Goal -> Copy every line in which the string "styles" occurs.
——
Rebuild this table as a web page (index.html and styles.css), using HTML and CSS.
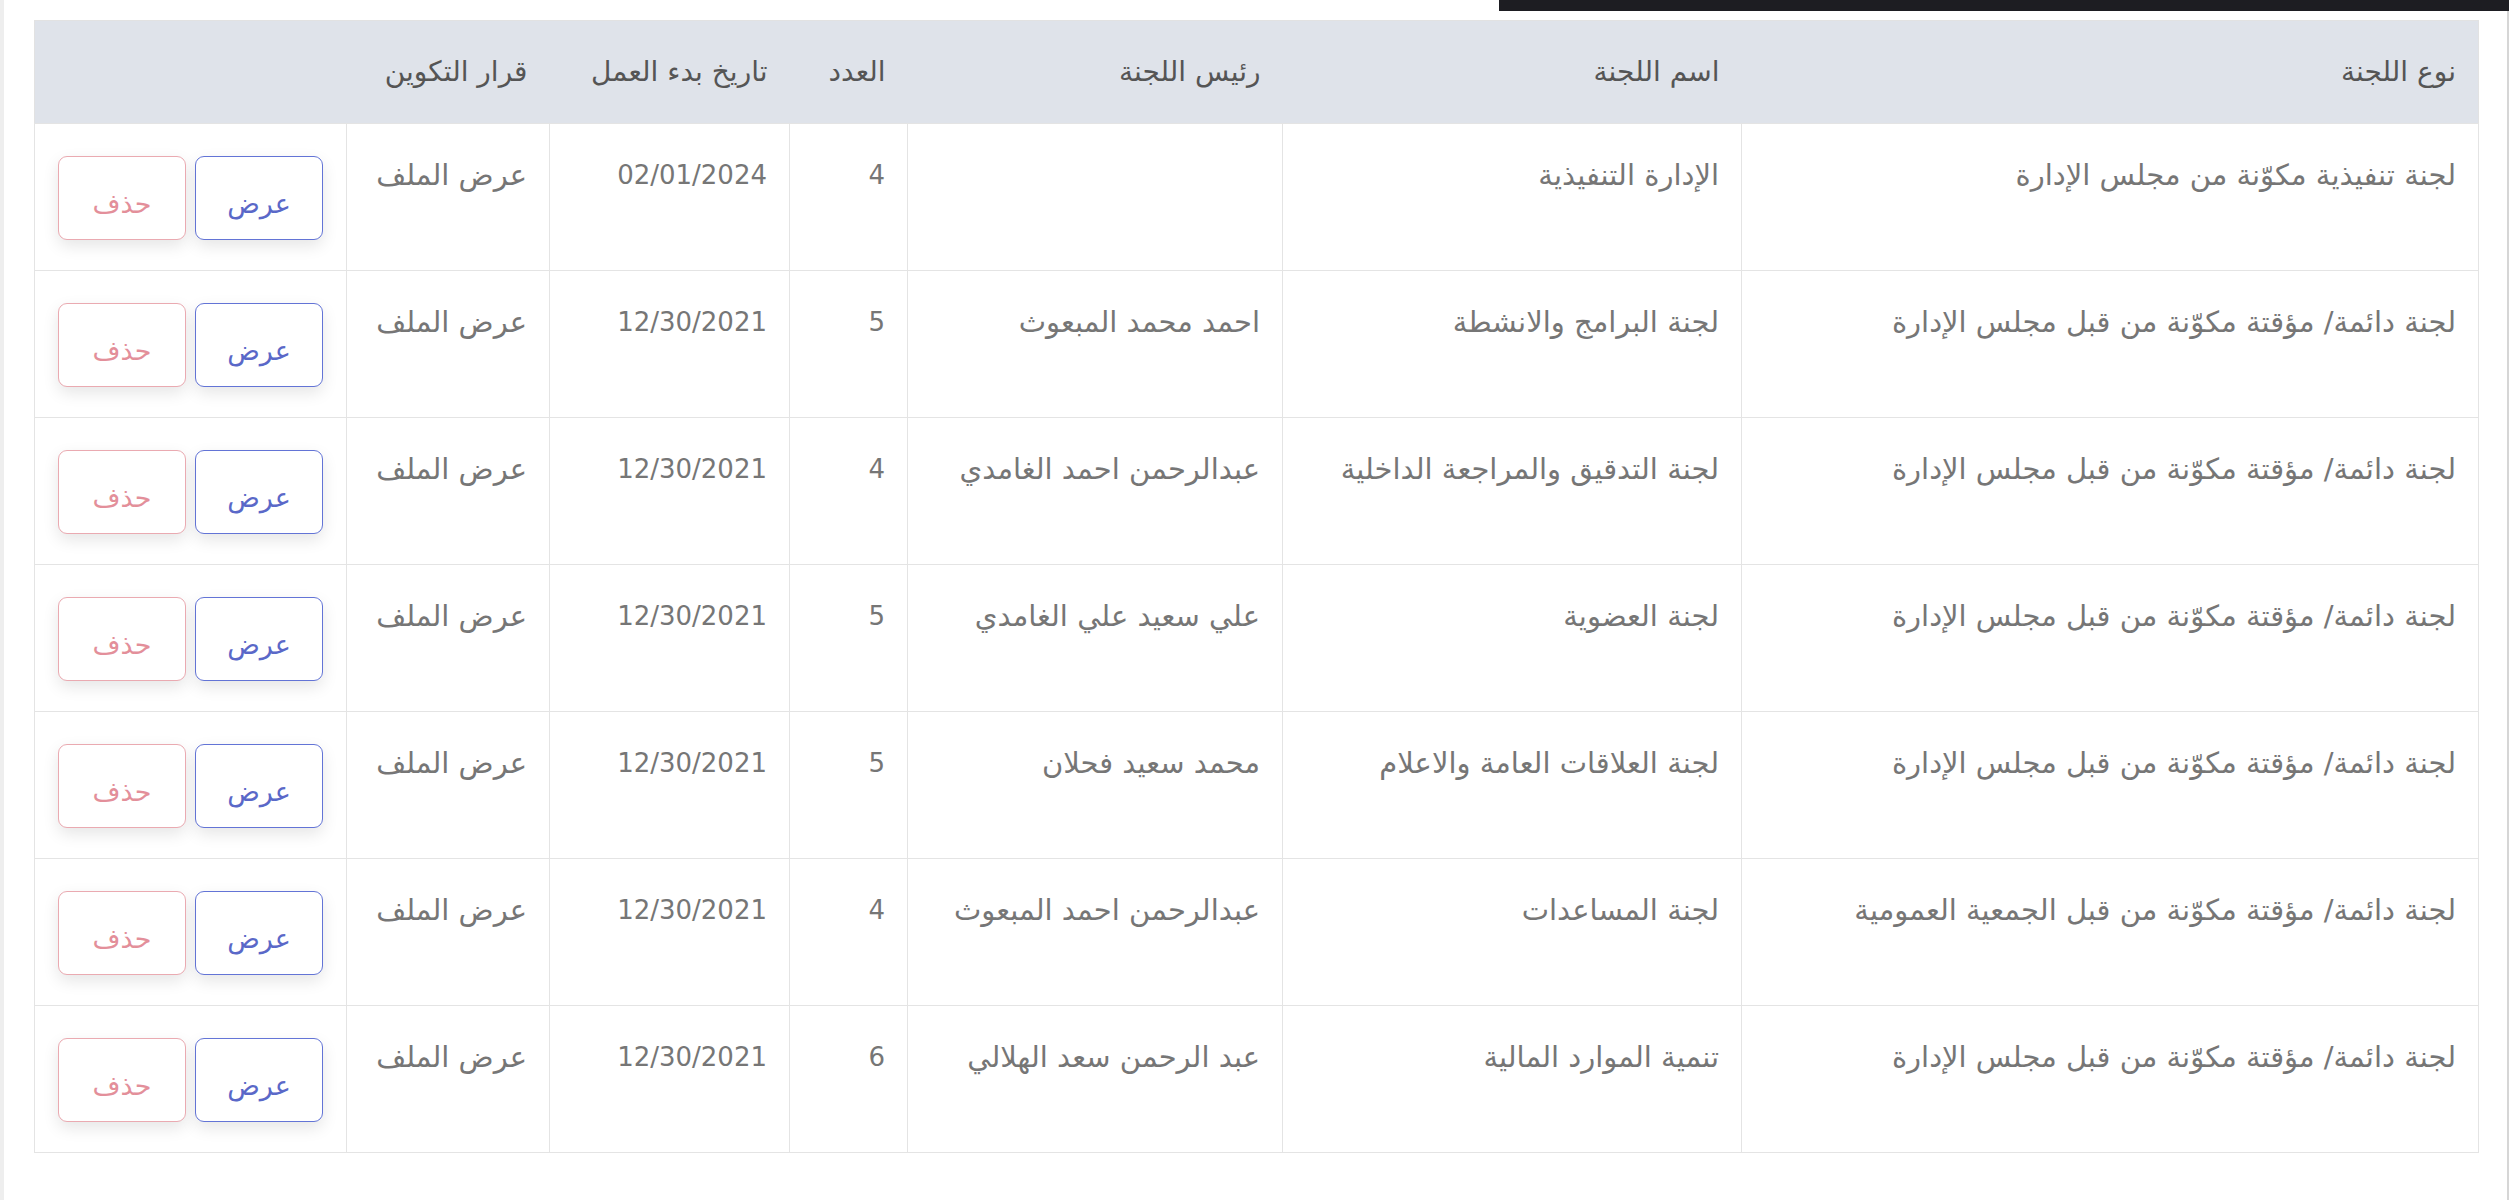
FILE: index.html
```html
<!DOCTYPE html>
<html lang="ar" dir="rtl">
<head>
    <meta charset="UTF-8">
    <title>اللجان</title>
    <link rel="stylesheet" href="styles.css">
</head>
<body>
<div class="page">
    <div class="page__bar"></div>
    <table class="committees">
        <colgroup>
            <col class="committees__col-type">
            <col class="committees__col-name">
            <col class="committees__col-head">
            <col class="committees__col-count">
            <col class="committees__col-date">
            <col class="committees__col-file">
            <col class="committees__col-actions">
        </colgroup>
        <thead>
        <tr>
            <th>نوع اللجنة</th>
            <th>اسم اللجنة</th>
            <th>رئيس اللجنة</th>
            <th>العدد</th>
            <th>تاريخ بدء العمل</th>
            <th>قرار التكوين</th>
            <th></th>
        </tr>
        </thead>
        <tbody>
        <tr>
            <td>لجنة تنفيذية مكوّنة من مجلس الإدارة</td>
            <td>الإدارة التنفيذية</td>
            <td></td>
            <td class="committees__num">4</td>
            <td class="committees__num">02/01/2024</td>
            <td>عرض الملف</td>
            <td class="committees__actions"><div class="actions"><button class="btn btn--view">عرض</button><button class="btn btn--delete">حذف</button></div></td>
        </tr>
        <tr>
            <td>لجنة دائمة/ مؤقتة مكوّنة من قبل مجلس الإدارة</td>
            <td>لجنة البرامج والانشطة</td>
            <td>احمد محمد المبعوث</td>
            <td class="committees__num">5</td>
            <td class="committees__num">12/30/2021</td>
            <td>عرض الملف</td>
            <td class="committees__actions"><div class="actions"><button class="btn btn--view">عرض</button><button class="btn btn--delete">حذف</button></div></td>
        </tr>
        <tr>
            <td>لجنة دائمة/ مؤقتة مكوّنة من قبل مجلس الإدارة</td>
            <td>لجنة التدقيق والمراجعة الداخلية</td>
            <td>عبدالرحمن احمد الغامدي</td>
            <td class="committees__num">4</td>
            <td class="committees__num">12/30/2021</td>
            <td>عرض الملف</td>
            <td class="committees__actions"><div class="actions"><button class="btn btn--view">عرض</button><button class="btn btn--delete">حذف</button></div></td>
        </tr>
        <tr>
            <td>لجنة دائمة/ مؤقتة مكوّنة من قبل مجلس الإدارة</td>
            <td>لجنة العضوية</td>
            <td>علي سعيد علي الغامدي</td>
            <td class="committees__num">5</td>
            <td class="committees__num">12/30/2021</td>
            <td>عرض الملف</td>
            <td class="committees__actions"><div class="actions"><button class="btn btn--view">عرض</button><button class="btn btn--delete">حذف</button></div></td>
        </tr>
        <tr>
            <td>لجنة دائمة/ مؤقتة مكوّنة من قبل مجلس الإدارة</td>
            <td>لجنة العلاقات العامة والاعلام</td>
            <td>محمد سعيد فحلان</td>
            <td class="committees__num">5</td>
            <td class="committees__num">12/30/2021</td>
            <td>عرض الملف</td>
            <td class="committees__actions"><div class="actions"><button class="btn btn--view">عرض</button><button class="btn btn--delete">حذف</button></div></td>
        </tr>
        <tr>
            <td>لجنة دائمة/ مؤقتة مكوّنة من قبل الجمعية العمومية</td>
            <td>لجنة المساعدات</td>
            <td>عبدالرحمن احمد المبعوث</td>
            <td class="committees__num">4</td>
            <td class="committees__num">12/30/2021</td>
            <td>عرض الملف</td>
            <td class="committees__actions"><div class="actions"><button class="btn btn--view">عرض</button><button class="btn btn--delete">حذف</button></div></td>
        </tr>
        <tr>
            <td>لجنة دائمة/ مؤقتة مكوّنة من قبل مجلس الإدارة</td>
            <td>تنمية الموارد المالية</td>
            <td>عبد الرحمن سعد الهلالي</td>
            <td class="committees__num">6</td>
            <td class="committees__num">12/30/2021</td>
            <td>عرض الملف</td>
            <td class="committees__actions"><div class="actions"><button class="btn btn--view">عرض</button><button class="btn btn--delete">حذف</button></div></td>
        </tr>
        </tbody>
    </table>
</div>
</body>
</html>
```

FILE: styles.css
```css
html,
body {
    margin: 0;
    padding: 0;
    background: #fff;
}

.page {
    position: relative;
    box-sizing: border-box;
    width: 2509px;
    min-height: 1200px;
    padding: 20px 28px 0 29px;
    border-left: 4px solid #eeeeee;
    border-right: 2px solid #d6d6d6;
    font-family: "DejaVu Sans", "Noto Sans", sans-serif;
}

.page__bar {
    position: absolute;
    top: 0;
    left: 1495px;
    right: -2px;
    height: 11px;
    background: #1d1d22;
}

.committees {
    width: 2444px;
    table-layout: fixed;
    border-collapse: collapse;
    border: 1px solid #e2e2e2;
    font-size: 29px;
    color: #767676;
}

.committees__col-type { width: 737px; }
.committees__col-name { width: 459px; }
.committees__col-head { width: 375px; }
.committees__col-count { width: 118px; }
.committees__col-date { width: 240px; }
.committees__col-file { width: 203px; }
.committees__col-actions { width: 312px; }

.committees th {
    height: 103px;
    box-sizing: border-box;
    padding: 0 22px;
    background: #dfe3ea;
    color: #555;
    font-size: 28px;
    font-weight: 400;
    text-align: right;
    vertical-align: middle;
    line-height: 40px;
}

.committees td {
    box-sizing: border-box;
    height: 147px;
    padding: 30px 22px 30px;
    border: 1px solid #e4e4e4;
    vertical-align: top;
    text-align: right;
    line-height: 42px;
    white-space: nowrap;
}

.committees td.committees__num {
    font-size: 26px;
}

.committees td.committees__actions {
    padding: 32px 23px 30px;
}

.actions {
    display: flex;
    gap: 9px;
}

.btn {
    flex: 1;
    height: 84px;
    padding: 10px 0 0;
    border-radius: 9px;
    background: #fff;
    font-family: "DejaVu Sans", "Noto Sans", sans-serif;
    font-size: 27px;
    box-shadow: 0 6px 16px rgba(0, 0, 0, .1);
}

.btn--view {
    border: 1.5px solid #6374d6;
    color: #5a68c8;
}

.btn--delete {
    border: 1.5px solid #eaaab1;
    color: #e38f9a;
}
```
——
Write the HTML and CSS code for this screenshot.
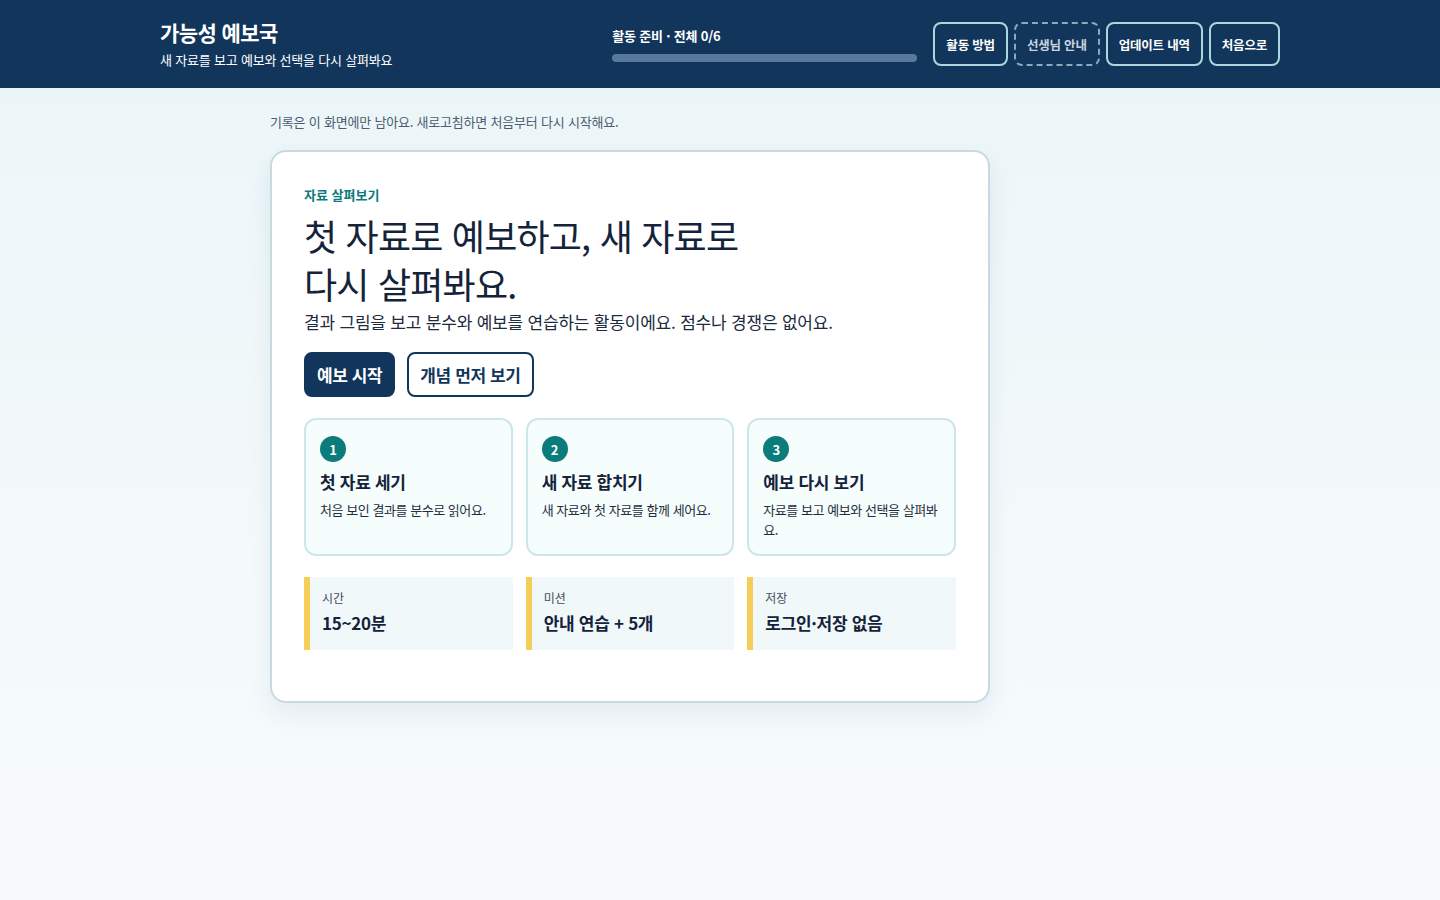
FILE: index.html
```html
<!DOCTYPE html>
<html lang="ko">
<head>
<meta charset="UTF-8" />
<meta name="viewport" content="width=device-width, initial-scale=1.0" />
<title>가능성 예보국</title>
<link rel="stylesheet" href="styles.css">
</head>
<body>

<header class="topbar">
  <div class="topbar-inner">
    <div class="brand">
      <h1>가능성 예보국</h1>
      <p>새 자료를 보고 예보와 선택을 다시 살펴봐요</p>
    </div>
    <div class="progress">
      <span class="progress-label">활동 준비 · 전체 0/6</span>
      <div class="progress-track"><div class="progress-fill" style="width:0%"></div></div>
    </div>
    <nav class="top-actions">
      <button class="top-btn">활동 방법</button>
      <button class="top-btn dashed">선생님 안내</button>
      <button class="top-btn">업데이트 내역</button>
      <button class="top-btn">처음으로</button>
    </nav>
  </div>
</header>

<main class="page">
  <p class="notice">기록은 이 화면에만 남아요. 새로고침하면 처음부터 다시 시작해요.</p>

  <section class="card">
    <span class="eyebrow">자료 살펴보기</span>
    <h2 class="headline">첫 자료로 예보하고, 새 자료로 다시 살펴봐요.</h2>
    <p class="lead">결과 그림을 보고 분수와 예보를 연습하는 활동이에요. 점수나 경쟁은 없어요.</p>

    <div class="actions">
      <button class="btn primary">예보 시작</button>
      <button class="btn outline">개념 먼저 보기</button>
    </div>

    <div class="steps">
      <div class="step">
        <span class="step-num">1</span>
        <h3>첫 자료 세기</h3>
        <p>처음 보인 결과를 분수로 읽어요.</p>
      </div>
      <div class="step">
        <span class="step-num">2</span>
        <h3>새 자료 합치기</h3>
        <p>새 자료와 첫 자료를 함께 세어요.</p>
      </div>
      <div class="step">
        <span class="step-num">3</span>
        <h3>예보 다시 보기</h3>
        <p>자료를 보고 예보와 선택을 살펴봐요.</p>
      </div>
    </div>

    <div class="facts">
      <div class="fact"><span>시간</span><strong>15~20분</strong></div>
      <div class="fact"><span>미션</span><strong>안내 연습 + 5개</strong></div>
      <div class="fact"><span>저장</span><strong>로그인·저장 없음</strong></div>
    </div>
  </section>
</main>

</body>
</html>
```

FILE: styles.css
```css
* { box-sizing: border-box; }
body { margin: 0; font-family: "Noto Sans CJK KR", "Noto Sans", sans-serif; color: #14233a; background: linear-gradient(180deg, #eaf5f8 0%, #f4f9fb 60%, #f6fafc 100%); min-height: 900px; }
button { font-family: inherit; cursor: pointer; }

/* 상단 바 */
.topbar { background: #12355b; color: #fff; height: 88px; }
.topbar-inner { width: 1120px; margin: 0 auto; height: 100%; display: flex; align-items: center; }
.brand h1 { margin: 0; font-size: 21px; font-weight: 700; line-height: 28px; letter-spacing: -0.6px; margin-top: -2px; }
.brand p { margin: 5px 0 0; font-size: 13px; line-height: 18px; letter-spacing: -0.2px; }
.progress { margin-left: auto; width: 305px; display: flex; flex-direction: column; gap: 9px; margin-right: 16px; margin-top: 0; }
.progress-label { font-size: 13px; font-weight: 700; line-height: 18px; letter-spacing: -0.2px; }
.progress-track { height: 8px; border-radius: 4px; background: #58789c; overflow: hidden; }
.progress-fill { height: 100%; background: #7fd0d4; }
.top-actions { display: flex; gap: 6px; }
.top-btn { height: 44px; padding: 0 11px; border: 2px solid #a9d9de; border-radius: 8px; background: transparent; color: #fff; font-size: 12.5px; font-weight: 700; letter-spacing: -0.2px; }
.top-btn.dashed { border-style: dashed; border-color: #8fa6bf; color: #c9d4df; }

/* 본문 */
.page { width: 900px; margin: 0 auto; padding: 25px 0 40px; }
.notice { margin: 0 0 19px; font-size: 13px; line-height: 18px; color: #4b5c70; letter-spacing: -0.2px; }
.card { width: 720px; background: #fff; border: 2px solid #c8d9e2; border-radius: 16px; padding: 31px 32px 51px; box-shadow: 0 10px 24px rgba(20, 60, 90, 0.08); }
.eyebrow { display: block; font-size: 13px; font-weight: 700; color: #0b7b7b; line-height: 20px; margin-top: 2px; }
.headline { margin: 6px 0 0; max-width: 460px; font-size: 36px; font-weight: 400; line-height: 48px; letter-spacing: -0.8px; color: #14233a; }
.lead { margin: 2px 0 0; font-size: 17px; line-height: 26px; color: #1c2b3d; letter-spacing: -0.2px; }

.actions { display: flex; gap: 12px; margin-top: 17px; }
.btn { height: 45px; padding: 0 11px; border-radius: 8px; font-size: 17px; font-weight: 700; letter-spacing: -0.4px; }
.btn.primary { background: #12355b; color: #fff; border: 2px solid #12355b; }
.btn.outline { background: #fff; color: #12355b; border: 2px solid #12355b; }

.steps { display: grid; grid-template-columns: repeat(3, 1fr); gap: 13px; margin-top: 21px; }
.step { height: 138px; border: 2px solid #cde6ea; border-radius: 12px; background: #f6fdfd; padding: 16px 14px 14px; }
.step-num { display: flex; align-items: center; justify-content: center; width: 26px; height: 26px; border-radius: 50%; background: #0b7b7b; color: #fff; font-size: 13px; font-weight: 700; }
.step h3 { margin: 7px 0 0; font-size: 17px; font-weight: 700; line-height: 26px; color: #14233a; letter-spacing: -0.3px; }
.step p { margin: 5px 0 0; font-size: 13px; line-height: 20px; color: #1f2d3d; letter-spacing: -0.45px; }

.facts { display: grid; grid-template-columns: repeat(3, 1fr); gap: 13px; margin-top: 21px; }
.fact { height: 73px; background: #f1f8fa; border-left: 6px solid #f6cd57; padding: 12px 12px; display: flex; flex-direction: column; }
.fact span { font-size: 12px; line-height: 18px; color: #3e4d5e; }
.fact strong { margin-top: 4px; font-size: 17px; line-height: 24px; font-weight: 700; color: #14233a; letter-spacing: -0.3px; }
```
——
The answer ->
Rebuild this table as a web page (index.html and styles.css), using HTML and CSS.
    <link rel="stylesheet" href="styles.css">
FILE: styles.css
<link rel="stylesheet" href="styles.css">
FILE: styles.css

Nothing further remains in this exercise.